▶ _To do_: Each line from the beginning of the data below through the line containing "h-[599px] bg-[#34495e] flex" should be repeated exactly, please.
===== Input for this task
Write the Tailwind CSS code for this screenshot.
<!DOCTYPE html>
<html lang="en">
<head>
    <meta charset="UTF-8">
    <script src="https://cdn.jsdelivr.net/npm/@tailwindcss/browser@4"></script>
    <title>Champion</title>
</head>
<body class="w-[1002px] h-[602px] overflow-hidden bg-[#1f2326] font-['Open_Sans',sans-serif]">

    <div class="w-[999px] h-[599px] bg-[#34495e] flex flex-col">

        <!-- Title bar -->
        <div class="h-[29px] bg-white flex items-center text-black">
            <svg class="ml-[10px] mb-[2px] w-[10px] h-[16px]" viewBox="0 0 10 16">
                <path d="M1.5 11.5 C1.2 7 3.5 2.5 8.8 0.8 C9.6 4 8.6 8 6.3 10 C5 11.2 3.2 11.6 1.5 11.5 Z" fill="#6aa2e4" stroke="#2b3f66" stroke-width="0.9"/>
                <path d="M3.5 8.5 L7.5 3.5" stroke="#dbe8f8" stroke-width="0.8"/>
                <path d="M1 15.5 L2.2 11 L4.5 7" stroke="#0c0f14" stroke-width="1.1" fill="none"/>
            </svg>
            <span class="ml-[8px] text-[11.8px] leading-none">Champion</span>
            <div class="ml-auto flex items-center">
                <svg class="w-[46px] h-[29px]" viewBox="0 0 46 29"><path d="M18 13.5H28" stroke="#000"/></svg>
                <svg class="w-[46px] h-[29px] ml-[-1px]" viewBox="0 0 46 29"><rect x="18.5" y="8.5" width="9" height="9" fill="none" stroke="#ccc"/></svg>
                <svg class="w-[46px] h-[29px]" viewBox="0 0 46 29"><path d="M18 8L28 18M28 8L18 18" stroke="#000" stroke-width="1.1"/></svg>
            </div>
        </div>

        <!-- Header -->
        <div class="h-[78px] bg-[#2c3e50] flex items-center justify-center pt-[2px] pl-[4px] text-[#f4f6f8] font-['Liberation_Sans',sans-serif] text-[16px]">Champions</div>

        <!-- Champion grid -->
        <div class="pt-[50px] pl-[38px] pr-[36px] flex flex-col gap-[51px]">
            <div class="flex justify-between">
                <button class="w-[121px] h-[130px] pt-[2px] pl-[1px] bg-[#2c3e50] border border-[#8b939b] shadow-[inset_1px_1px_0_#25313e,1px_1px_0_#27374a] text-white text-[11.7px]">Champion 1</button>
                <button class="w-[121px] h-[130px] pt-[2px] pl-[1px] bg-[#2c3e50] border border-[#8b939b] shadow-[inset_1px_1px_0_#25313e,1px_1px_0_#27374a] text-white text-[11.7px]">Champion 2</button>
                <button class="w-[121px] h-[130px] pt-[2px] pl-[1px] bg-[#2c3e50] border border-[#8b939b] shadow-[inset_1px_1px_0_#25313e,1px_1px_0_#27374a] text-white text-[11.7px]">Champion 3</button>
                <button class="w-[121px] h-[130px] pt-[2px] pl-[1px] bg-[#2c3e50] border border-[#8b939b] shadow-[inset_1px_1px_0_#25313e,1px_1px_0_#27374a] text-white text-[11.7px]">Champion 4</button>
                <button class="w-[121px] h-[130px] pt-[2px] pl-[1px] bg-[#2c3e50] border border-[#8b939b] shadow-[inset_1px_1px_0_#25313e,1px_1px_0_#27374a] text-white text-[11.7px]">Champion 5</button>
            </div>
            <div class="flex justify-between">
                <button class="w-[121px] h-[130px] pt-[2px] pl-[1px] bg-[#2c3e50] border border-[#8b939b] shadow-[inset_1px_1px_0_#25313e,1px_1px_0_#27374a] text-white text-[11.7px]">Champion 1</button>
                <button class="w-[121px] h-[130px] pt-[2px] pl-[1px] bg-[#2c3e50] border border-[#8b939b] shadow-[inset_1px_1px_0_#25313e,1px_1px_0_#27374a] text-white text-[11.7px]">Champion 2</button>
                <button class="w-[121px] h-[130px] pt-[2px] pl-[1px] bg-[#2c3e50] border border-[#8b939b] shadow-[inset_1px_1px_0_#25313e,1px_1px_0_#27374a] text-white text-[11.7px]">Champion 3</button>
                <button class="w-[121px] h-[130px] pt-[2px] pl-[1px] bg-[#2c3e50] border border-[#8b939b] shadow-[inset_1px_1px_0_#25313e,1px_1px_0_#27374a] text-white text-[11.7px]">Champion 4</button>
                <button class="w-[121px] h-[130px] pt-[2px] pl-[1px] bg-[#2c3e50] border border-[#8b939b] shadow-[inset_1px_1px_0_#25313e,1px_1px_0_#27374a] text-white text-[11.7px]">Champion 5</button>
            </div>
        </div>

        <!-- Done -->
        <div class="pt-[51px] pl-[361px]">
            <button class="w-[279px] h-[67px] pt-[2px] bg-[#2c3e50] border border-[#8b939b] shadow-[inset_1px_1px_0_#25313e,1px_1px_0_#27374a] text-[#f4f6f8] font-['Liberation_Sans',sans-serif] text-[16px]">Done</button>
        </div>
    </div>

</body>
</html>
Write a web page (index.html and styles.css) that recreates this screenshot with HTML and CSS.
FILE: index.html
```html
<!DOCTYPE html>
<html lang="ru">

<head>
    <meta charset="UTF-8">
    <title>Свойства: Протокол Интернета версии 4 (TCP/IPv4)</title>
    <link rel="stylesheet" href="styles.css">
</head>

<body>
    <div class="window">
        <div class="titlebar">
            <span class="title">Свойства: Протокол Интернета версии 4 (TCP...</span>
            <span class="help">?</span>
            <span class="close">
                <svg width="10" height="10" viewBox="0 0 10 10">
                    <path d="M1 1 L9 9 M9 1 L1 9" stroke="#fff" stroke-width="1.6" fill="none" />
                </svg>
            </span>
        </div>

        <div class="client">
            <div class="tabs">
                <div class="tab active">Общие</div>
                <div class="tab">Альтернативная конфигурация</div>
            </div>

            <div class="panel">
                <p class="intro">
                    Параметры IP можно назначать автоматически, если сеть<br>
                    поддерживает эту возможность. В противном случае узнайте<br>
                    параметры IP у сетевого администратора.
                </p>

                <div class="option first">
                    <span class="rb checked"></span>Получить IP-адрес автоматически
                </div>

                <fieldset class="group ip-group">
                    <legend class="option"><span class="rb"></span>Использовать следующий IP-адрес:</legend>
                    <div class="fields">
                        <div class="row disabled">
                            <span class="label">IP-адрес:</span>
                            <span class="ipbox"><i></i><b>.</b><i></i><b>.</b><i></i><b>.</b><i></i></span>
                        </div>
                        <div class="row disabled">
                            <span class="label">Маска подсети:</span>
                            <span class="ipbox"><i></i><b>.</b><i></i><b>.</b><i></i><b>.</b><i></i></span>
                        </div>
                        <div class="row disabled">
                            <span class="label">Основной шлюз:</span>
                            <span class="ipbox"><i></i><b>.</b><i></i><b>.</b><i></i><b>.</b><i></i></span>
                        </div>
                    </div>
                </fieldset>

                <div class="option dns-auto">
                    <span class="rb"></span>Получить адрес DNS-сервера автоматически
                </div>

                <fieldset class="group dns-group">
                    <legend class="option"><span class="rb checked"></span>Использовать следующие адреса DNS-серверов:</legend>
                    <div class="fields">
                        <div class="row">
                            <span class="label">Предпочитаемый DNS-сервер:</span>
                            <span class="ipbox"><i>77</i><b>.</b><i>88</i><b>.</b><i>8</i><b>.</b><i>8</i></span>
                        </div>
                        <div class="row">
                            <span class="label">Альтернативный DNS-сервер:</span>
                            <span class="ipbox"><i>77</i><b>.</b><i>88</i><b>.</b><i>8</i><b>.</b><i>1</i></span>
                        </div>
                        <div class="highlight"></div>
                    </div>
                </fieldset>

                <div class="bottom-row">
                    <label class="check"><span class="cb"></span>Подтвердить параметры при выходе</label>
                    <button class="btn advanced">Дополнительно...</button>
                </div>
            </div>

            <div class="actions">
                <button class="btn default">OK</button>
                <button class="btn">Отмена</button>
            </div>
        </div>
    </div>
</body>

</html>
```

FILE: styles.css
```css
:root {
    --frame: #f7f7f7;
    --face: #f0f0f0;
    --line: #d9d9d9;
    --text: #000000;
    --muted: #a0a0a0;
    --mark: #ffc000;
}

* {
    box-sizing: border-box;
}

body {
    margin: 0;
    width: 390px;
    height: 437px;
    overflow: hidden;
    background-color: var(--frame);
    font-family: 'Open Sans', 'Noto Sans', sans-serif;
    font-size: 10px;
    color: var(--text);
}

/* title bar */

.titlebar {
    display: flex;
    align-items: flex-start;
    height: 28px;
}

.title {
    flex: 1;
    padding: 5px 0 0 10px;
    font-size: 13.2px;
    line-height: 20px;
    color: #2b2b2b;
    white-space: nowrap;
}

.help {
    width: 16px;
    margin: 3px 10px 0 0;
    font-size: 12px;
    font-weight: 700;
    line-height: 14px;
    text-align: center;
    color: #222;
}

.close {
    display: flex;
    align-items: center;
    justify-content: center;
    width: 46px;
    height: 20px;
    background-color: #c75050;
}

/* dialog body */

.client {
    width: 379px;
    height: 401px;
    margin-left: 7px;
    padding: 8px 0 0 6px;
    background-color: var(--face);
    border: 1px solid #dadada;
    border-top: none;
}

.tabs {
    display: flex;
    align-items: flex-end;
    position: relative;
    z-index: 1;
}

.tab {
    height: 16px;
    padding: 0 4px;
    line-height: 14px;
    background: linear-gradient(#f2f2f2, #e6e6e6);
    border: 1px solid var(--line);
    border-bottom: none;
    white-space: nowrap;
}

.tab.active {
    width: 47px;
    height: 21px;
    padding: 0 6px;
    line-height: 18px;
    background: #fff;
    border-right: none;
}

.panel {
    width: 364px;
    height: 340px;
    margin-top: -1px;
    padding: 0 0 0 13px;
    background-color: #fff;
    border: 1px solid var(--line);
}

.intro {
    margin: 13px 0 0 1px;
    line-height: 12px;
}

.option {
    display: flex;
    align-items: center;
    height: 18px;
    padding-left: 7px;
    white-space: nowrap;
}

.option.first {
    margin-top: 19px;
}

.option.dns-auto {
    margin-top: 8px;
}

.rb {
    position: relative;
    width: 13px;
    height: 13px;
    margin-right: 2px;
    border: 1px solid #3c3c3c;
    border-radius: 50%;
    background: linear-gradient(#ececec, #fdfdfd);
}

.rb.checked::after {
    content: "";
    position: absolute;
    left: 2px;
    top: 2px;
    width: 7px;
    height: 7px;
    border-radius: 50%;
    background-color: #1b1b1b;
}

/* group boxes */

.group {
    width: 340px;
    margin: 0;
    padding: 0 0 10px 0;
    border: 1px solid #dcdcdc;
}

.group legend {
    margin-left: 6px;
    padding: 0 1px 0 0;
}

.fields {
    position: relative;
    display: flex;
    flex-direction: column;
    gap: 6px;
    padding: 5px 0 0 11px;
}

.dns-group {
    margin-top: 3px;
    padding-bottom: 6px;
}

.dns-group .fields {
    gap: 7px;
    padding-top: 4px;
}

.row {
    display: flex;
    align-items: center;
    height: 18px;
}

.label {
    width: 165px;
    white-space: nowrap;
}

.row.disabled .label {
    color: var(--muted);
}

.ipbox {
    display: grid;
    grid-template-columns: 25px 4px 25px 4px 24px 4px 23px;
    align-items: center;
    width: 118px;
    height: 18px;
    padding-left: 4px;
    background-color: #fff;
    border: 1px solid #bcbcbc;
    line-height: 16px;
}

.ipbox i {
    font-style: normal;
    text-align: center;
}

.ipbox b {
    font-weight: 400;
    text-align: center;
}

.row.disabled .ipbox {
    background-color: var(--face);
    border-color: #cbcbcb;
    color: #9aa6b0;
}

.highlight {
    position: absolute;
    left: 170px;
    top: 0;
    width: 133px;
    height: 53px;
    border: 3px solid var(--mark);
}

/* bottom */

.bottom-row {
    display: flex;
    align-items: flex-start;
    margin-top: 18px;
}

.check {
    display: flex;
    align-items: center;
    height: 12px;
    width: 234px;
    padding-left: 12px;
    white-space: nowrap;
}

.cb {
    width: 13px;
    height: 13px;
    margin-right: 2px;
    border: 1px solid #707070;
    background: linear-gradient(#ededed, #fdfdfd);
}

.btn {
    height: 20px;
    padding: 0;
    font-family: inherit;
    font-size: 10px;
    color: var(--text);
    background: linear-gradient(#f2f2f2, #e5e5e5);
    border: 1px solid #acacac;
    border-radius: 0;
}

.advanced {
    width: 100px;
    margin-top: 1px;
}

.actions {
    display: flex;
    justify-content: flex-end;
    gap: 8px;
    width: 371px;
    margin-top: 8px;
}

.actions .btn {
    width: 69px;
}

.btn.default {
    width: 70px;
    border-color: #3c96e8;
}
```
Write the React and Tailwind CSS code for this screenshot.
==========
▶ _Written reply_:
Write the Tailwind CSS code for this screenshot.
<!DOCTYPE html>
<html lang="en">
<head>
    <meta charset="UTF-8">
    <script src="https://cdn.jsdelivr.net/npm/@tailwindcss/browser@4"></script>
    <title>Champion</title>
</head>
<body class="w-[1002px] h-[602px] overflow-hidden bg-[#1f2326] font-['Open_Sans',sans-serif]">

    <div class="w-[999px] h-[599px] bg-[#34495e] flex flex-col">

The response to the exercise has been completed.